All this training is coordinated in one team, but of course training is embedded in all the different resource teams so the people actually leading the courses really know their stuff. I know first-hand from days as co-lead of Ensembl how effective this can be.
These courses have been taken out to over 200 sites in close to 30 countries, and they’ve reached more than 7000 people. But as I said, bioinformatics is growing fast and face-to-face training is just really hard to scale up. One way we are dealing with that is through a train-the-trainer programme, which we run in lots of different places, and while it’s effective, it’s just not enough.

Training online

So about three years ago we launched Train online, an e-learning platform set up to help molecular biologists figure out how to make the best use of our resources, dipping in as time permits. We now have 43 online courses, and over 60,000 people from close to 200 countries have visited Train online this year alone (effectively doubling the number we had this time last year).
Location of Visitors to Train Online

Good content first

These training materials are put together by teams of people who put a lot of effort into making them engaging and motivating. The way people learn individually (specifically, using online tools) is rather different from the way they learn through interacting with another person, so we try to accommodate this in a number of ways, for example making more ‘bite-sized’ courses.
Face-to-face training happens in real time and is fairly fluid, and there is a lot of preparation that goes on right up to the moment a course starts. The workflow for e-learning, on the other hand, needs constant reviewing and refreshing to stay current, so someone with adequate expertise needs to stay on it.
(As a point of interest, we assign DOIs to our courses so that the authors get recognition for their work and so we can track citations of them.)

Production value matters

As bioinformatics and computational techniques become increasingly important to more and more applied fields – healthcare, agriculture, environmental research and others – we will need to continue to innovate around how we train people.
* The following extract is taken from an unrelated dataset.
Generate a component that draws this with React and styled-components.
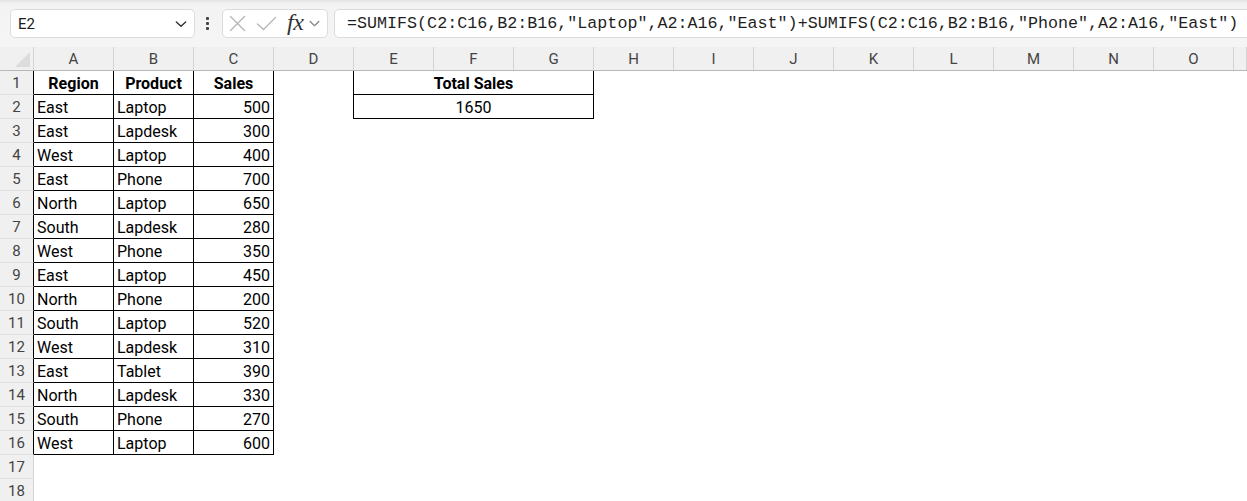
import React from 'react';
import styled, { createGlobalStyle } from 'styled-components';

const GlobalStyle = createGlobalStyle`
  html, body { margin: 0; padding: 0; background: #ffffff; overflow: hidden; }
  body { font-family: Roboto, "Liberation Sans", sans-serif; }
`;

const COLS = ['A', 'B', 'C', 'D', 'E', 'F', 'G', 'H', 'I', 'J', 'K', 'L', 'M', 'N', 'O'];
const GRID = `34px repeat(${COLS.length}, 80px) 1fr`;

const data = [
  ['East', 'Laptop', 500],
  ['East', 'Lapdesk', 300],
  ['West', 'Laptop', 400],
  ['East', 'Phone', 700],
  ['North', 'Laptop', 650],
  ['South', 'Lapdesk', 280],
  ['West', 'Phone', 350],
  ['East', 'Laptop', 450],
  ['North', 'Phone', 200],
  ['South', 'Laptop', 520],
  ['West', 'Lapdesk', 310],
  ['East', 'Tablet', 390],
  ['North', 'Lapdesk', 330],
  ['South', 'Phone', 270],
  ['West', 'Laptop', 600],
];

const Page = styled.div`
  width: 1247px;
  height: 501px;
  overflow: hidden;
  background: #ffffff;
`;

const Toolbar = styled.div`
  display: flex;
  align-items: center;
  height: 47px;
  padding: 9px 0 9px 10px;
  box-sizing: border-box;
  background: linear-gradient(#e4e4e4 0px, #f3f3f3 4px, #f5f5f5 100%);
`;

const NameBox = styled.div`
  display: flex;
  align-items: center;
  justify-content: space-between;
  width: 185px;
  height: 29px;
  box-sizing: border-box;
  padding: 0 6px 0 7px;
  background: #fff;
  border: 1px solid #dcdcdc;
  border-radius: 5px;
  font-size: 15px;
  color: #1a1a1a;
`;

const Dots = styled.div`
  display: flex;
  flex-direction: column;
  gap: 2px;
  margin: 0 13px 0 11px;
  span {
    width: 3px;
    height: 3px;
    background: #444;
    border-radius: 1px;
  }
`;

const FxBox = styled.div`
  display: flex;
  align-items: center;
  width: 106px;
  height: 29px;
  box-sizing: border-box;
  padding: 0 2px 0 5px;
  gap: 9px;
  background: #fff;
  border: 1px solid #dcdcdc;
  border-radius: 5px;
`;

const Fx = styled.span`
  font-family: "Liberation Serif", serif;
  font-style: italic;
  font-size: 24px;
  line-height: 1;
  color: #333;
  margin: -3px -4px 0 1px;
  letter-spacing: -0.5px;
`;

const FormulaInput = styled.div`
  flex: 1;
  display: flex;
  align-items: center;
  height: 29px;
  margin-left: 6px;
  margin-right: -20px;
  box-sizing: border-box;
  padding-left: 12px;
  background: #fff;
  border: 1px solid #dcdcdc;
  border-radius: 5px;
  font-family: "Liberation Mono", "DejaVu Sans Mono", monospace;
  font-size: 16.7px;
  color: #1f1f1f;
  white-space: nowrap;
  overflow: hidden;
`;

const HeaderRow = styled.div`
  display: grid;
  grid-template-columns: ${GRID};
  height: 24px;
  background: #f0f0f0;
  border-bottom: 1px solid #b8b8b8;
  box-sizing: border-box;
`;

const Corner = styled.div`
  position: relative;
  border-right: 1px solid #d4d4d4;
  &::after {
    content: '';
    position: absolute;
    right: 3px;
    bottom: 3px;
    border-style: solid;
    border-width: 0 0 15px 15px;
    border-color: transparent transparent #dcdcdc transparent;
  }
`;

const ColHead = styled.div`
  display: flex;
  align-items: center;
  justify-content: center;
  border-right: 1px solid #d4d4d4;
  font-size: 15px;
  color: #444;
`;

const Row = styled.div`
  display: grid;
  grid-template-columns: ${GRID};
  height: 24px;
`;

const RowHead = styled.div`
  display: flex;
  align-items: center;
  justify-content: center;
  background: #f0f0f0;
  border-right: 1px solid ${p => (p.$inTable ? '#000' : '#d4d4d4')};
  border-bottom: 1px solid #e2e2e2;
  font-size: 15px;
  color: #444;
  box-sizing: border-box;
`;

const Cell = styled.div`
  display: flex;
  align-items: center;
  justify-content: ${p => (p.$align === 'right' ? 'flex-end' : p.$align === 'center' ? 'center' : 'flex-start')};
  padding: 1px 3px 0 3px;
  box-sizing: border-box;
  font-size: 16px;
  font-weight: ${p => (p.$bold ? 700 : 400)};
  color: #000;
  border-right: ${p => (p.$boxed ? '1px solid #000' : 'none')};
  border-bottom: ${p => (p.$boxed ? '1px solid #000' : 'none')};
  border-left: ${p => (p.$leftEdge ? '1px solid #000' : 'none')};
  margin-left: ${p => (p.$leftEdge ? '-1px' : '0')};
  grid-column: ${p => (p.$span ? `span ${p.$span}` : 'auto')};
  white-space: nowrap;
`;

const Chevron = ({ size = 12, color = '#333' }) => (
  <svg width={size} height={size} viewBox="0 0 12 12">
    <path d="M2 4.2 L6 8 L10 4.2" fill="none" stroke={color} strokeWidth="1.2" strokeLinecap="round" strokeLinejoin="round" />
  </svg>
);

const Cross = () => (
  <svg width="19" height="19" viewBox="0 0 19 19">
    <path d="M2.5 2.5 L16.5 16.5 M16.5 2.5 L2.5 16.5" stroke="#b4b4b4" strokeWidth="1.3" strokeLinecap="round" />
  </svg>
);

const Check = () => (
  <svg width="21" height="19" viewBox="0 0 21 19">
    <path d="M1.5 10 L7.5 15.5 L19.5 3.5" fill="none" stroke="#b4b4b4" strokeWidth="1.3" strokeLinecap="round" strokeLinejoin="round" />
  </svg>
);

const formula = '=SUMIFS(C2:C16,B2:B16,"Laptop",A2:A16,"East")+SUMIFS(C2:C16,B2:B16,"Phone",A2:A16,"East")';

function renderRow(r) {
  const rec = data[r - 2];
  const inTable = r <= 16;
  const cells = [];
  if (r === 1) {
    cells.push(<Cell key="a" $boxed $bold $align="center">Region</Cell>);
    cells.push(<Cell key="b" $boxed $bold $align="center">Product</Cell>);
    cells.push(<Cell key="c" $boxed $bold $align="center">Sales</Cell>);
  } else if (rec) {
    cells.push(<Cell key="a" $boxed>{rec[0]}</Cell>);
    cells.push(<Cell key="b" $boxed>{rec[1]}</Cell>);
    cells.push(<Cell key="c" $boxed $align="right">{rec[2]}</Cell>);
  } else {
    cells.push(<Cell key="a" />, <Cell key="b" />, <Cell key="c" />);
  }
  cells.push(<Cell key="d" />);
  if (r === 1) {
    cells.push(<Cell key="efg" $span={3} $boxed $leftEdge $bold $align="center">Total Sales</Cell>);
  } else if (r === 2) {
    cells.push(<Cell key="efg" $span={3} $boxed $leftEdge $align="center">1650</Cell>);
  } else {
    cells.push(<Cell key="efg" $span={3} />);
  }
  for (let i = 7; i <= COLS.length; i++) cells.push(<Cell key={i} />);
  return (
    <Row key={r}>
      <RowHead $inTable={inTable}>{r}</RowHead>
      {cells}
    </Row>
  );
}

export default function App() {
  const rows = [];
  for (let r = 1; r <= 18; r++) rows.push(renderRow(r));
  return (
    <Page>
      <GlobalStyle />
      <Toolbar>
        <NameBox>
          <span>E2</span>
          <Chevron size={14} />
        </NameBox>
        <Dots><span /><span /><span /></Dots>
        <FxBox>
          <Cross />
          <Check />
          <Fx>fx</Fx>
          <Chevron size={13} color="#888" />
        </FxBox>
        <FormulaInput>{formula}</FormulaInput>
      </Toolbar>
      <HeaderRow>
        <Corner />
        {COLS.map(c => <ColHead key={c}>{c}</ColHead>)}
        <ColHead />
      </HeaderRow>
      {rows}
    </Page>
  );
}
That means anything from new, effective methods for training educators to making e-learning platforms like Train online as interactive as possible.
High-quality online courses need be inviting to explore, so that you remember what you learn and are inspired to learn more. That requires significant infrastructure behind it. You need much more than just the technical capacity to set things up properly on the web – you need video equipment, editing and production workflows, video hosting and a great interface… but more than anything, you need solid in-house UX and multimedia expertise and you have to be ready to use it.

Who needs it?

A rough, back-of-the-envelope calculation estimates that there are up to 2 million life science researchers worldwide, and depending on how you count all healthcare-related research that number could go up to 4 million. If 100,000 people use Train online this year, our online learning resource alone will reach between 2% and 10% of the scientists who probably need bioinformatics training. That’s a pretty good start, but there’s a long way to go.

So if you haven’t had a look at Train online yet, please do – you might be surprised. It’s one innovation we’re particularly proud of, and we’re looking forward to seeing more in the future.